* BEGIN PROVIDED MATERIAL *

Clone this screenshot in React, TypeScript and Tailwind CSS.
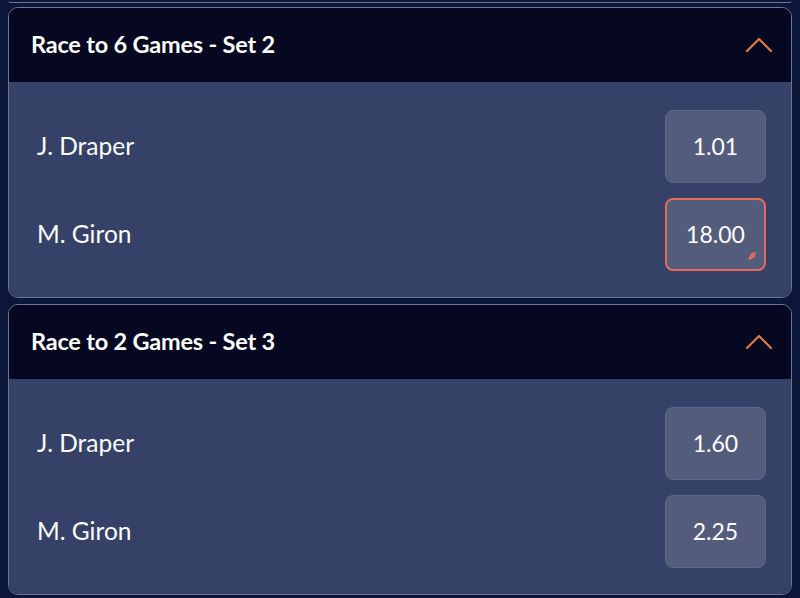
import React from "react";

type Row = { name: string; odds: string; selected?: boolean };

function Chevron() {
  return (
    <svg width="28" height="16" viewBox="0 0 28 16" fill="none">
      <path d="M2 14 L14 2 L26 14" stroke="#e27a45" strokeWidth="2.2" strokeLinecap="round" strokeLinejoin="round" />
    </svg>
  );
}

function Market({ title, rows }: { title: string; rows: Row[] }) {
  return (
    <div className="mx-2 rounded-[10px] border border-[#6a7597] overflow-hidden">
      <div className="h-[74px] bg-[#050820] flex items-center justify-between pl-[22px] pr-[18px]">
        <span className="text-[23.5px] font-bold text-white tracking-[-0.2px]">{title}</span>
        <Chevron />
      </div>
      <div className="bg-[#354166] pt-[28px] pb-[26px] pl-[28px] pr-[25px] flex flex-col gap-[15px]">
        {rows.map((r) => (
          <div key={r.name} className="flex items-center justify-between">
            <span className="text-[24.5px] text-white">{r.name}</span>
            <div
              className={
                "relative w-[101px] h-[73px] rounded-[8px] bg-[#545c7c] flex items-center justify-center text-[23px] text-white " +
                (r.selected ? "border-2 border-[#e46a5c]" : "border border-[#5e6787]")
              }
            >
              {r.odds}
              {r.selected && (
                <svg className="absolute right-[8px] bottom-[9px]" width="8" height="8" viewBox="0 0 8 8">
                  <path d="M0 8 L2 3 Q4 0 8 0 L7 4 Q5 7 0 8 Z" fill="#e46a5c" />
                </svg>
              )}
            </div>
          </div>
        ))}
      </div>
    </div>
  );
}

export default function App() {
  return (
    <div
      className="w-[800px] h-[598px] bg-[#0b1638] overflow-hidden"
      style={{ fontFamily: "Lato, 'Noto Sans', sans-serif" }}
    >
      <div className="mx-2 h-[3px] border-b border-[#6a7597] rounded-b-[10px]" />
      <div className="h-[4px]" />
      <Market
        title="Race to 6 Games - Set 2"
        rows={[
          { name: "J. Draper", odds: "1.01" },
          { name: "M. Giron", odds: "18.00", selected: true },
        ]}
      />
      <div className="h-[6px]" />
      <Market
        title="Race to 2 Games - Set 3"
        rows={[
          { name: "J. Draper", odds: "1.60" },
          { name: "M. Giron", odds: "2.25" },
        ]}
      />
    </div>
  );
}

* END PROVIDED MATERIAL *

Omit every picture while copying the listing above exactly.

Clone this screenshot in React, TypeScript and Tailwind CSS.
import React from "react";

type Row = { name: string; odds: string; selected?: boolean };

function Chevron() {
  return (
    <svg width="28" height="16" viewBox="0 0 28 16" fill="none">
      <path d="M2 14 L14 2 L26 14" stroke="#e27a45" strokeWidth="2.2" strokeLinecap="round" strokeLinejoin="round" />
    </svg>
  );
}

function Market({ title, rows }: { title: string; rows: Row[] }) {
  return (
    <div className="mx-2 rounded-[10px] border border-[#6a7597] overflow-hidden">
      <div className="h-[74px] bg-[#050820] flex items-center justify-between pl-[22px] pr-[18px]">
        <span className="text-[23.5px] font-bold text-white tracking-[-0.2px]">{title}</span>
        <Chevron />
      </div>
      <div className="bg-[#354166] pt-[28px] pb-[26px] pl-[28px] pr-[25px] flex flex-col gap-[15px]">
        {rows.map((r) => (
          <div key={r.name} className="flex items-center justify-between">
            <span className="text-[24.5px] text-white">{r.name}</span>
            <div
              className={
                "relative w-[101px] h-[73px] rounded-[8px] bg-[#545c7c] flex items-center justify-center text-[23px] text-white " +
                (r.selected ? "border-2 border-[#e46a5c]" : "border border-[#5e6787]")
              }
            >
              {r.odds}
              {r.selected && (
                <svg className="absolute right-[8px] bottom-[9px]" width="8" height="8" viewBox="0 0 8 8">
                  <path d="M0 8 L2 3 Q4 0 8 0 L7 4 Q5 7 0 8 Z" fill="#e46a5c" />
                </svg>
              )}
            </div>
          </div>
        ))}
      </div>
    </div>
  );
}

export default function App() {
  return (
    <div
      className="w-[800px] h-[598px] bg-[#0b1638] overflow-hidden"
      style={{ fontFamily: "Lato, 'Noto Sans', sans-serif" }}
    >
      <div className="mx-2 h-[3px] border-b border-[#6a7597] rounded-b-[10px]" />
      <div className="h-[4px]" />
      <Market
        title="Race to 6 Games - Set 2"
        rows={[
          { name: "J. Draper", odds: "1.01" },
          { name: "M. Giron", odds: "18.00", selected: true },
        ]}
      />
      <div className="h-[6px]" />
      <Market
        title="Race to 2 Games - Set 3"
        rows={[
          { name: "J. Draper", odds: "1.60" },
          { name: "M. Giron", odds: "2.25" },
        ]}
      />
    </div>
  );
}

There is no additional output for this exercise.